Vor allem in seinen letzten zehn Lebensjahren sei Cézanne oft zum Malen hierhergekommen, berichtet Elodie Marie, die als Guide durch den mittlerweile unter Schutz stehenden Steinbruch führt. „Nicht nur die Ruhe und die Kindheitserinnerung an die Ausflüge mit seinem Freund Émile Zola zogen ihn hierher. Sondern vor allem dieses besondere Licht des Südens, das Grün der Pinien und das Schimmern des ockerfarbenen Steins darin.“
Durch den Steinbruch führt ein idyllischer Naturpfad. Ein besonderer Ort ist die Holzplattform mit den als Gemälde berühmt gewordenen „roten Felsen“ direkt davor. Oder auch die alte Steinhütte, in der der Künstler seine Malsachen lagerte und manchmal sogar übernachtete. „Cézanne war einer der ersten, die mit der Leinwand und Farben auf dem Rücken in der Natur unterwegs waren“, sagt Elodie Marie.

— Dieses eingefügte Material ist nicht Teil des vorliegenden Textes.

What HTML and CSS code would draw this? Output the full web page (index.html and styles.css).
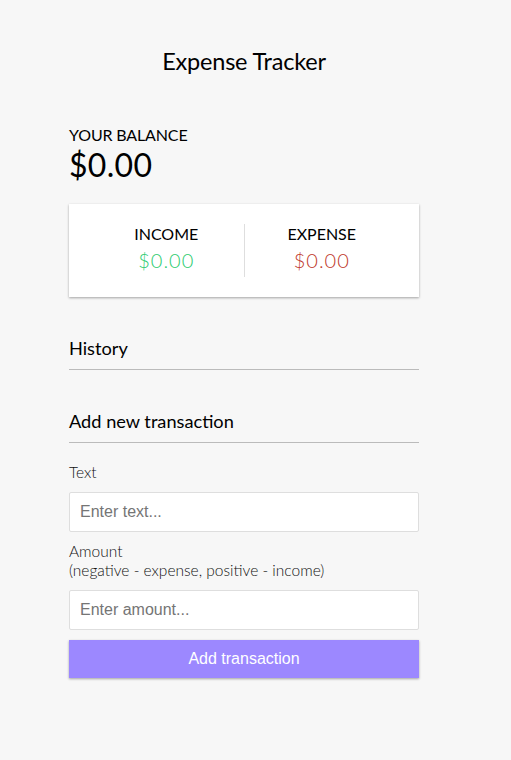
FILE: index.html
```
<!DOCTYPE html>
<html lang="en">
<head>
<meta charset="UTF-8">
<title>Expense Tracker</title>
<link rel="stylesheet" href="styles.css">
</head>
<body>
<div class="page">
  <h2 class="title">Expense Tracker</h2>
  <div class="container">
    <h4 class="balance-label">Your Balance</h4>
    <h1 class="balance">$0.00</h1>
    <div class="inc-exp">
      <div class="inc-exp-col">
        <h4 class="col-label">Income</h4>
        <p class="money plus">$0.00</p>
      </div>
      <div class="inc-exp-col">
        <h4 class="col-label">Expense</h4>
        <p class="money minus">$0.00</p>
      </div>
    </div>
    <h3 class="section">History</h3>
    <ul class="list"></ul>
    <h3 class="section section-add">Add new transaction</h3>
    <form class="form">
      <div class="form-control">
        <label class="label" for="text">Text</label>
        <input class="field" type="text" id="text" placeholder="Enter text...">
      </div>
      <div class="form-control">
        <label class="label" for="amount">Amount <br>(negative - expense, positive - income)</label>
        <input class="field" type="number" id="amount" placeholder="Enter amount...">
      </div>
      <button class="btn" type="button">Add transaction</button>
    </form>
  </div>
</div>
</body>
</html>
```
FILE: styles.css
```
* { box-sizing: border-box; }
body {
  margin: 0;
  background-color: #f7f7f7;
  font-family: Lato, "Open Sans", sans-serif;
  color: #000;
}
.page {
  width: 488px;
  padding-top: 46px;
}
.title {
  margin: 0;
  font-size: 23.5px;
  font-weight: 400;
  letter-spacing: -0.2px;
  text-align: center;
  line-height: 30px;
}
.container {
  width: 350px;
  margin: 0 auto;
  padding-top: 49px;
}
.balance-label {
  margin: 0;
  font-size: 16px;
  font-weight: 400;
  text-transform: uppercase;
  letter-spacing: -0.15px;
  line-height: 19px;
}
.balance {
  margin: 2px 0 0;
  font-size: 32px;
  font-weight: 400;
  letter-spacing: 0.3px;
  line-height: 38px;
}
.inc-exp {
  background-color: #fff;
  box-shadow: 0 1px 3px rgba(0,0,0,0.12), 0 1px 2px rgba(0,0,0,0.24);
  padding: 20px;
  display: flex;
  margin: 20px 0 0;
}
.inc-exp-col {
  flex: 1;
  text-align: center;
}
.inc-exp-col:first-child {
  border-right: 1px solid #dedede;
}
.col-label {
  margin: 0;
  font-size: 16px;
  font-weight: 400;
  text-transform: uppercase;
  line-height: 19px;
}
.money {
  font-size: 20px;
  font-weight: 300;
  letter-spacing: 1px;
  margin: 5px 0;
  line-height: 24px;
}
.plus { color: #2ecc71; }
.minus { color: #c0392b; }
.section {
  font-size: 18.2px;
  font-weight: 400;
  line-height: 24px;
  border-bottom: 1px solid #bbb;
  padding: 1px 0 9px;
  margin: 38px 0 10px;
}
.list {
  list-style: none;
  padding: 0;
  margin: 0 0 38px;
}
.section-add {
  margin-top: 0;
}
.form { margin: 0; }
.label {
  display: inline-block;
  margin: 10px 0;
  font-size: 15.5px;
  font-weight: 300;
  line-height: 19px;
  color: #111;
}
.field {
  display: block;
  width: 100%;
  border: 1px solid #dedede;
  border-radius: 2px;
  font-family: "Liberation Sans", Arial, sans-serif;
  font-size: 16px;
  padding: 10px;
  height: 40px;
  background: #fff;
  outline: none;
}
.field::placeholder { color: #757575; }
.field::-webkit-outer-spin-button,
.field::-webkit-inner-spin-button { -webkit-appearance: none; margin: 0; }
.btn {
  display: block;
  width: 100%;
  background-color: #9c88ff;
  box-shadow: 0 1px 3px rgba(0,0,0,0.12), 0 1px 2px rgba(0,0,0,0.24);
  color: #fff;
  border: 0;
  font-family: "Liberation Sans", Arial, sans-serif;
  font-size: 16px;
  margin: 10px 0 30px;
  padding: 10px;
  height: 38px;
}
```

„Kunst ist eine Harmonie parallel zur Natur“, zitiert sie auf der Tour durch die Steinbrüche eine seiner Überzeugungen. „Er übte ständig, war Perfektionist, er wollte verstehen. Ob bei einem Stillleben oder in der freien Natur, er wollte malen, bis er das ‚Mark‘ eines Motivs extrahiert hatte.“
Sein Lieblingsmotiv war ein Berg: 87 Mal malte Cézanne den Mont Sainte-Victoire. Im Garten des Jas de Bouffan entstand vermutlich das erste Bild des Gebirgszugs und seiner prägenden Spitze. Der gesamte Gebirgszug erstreckt sich etwa 15 km östlich der Stadt und prägt das Landschaftsbild. Im Rahmen des Cézanne-Jahres kann man auch ihn entdecken, etwa auf eigene Faust bei einer Radtour durch die provenzalische Landschaft oder einer Wanderung. Paul Cézanne starb am 22. Oktober 1906 in seiner Heimatstadt Aix an den Folgen einer Lungenentzündung, die er sich beim Malen in der Natur zugezogen hatte.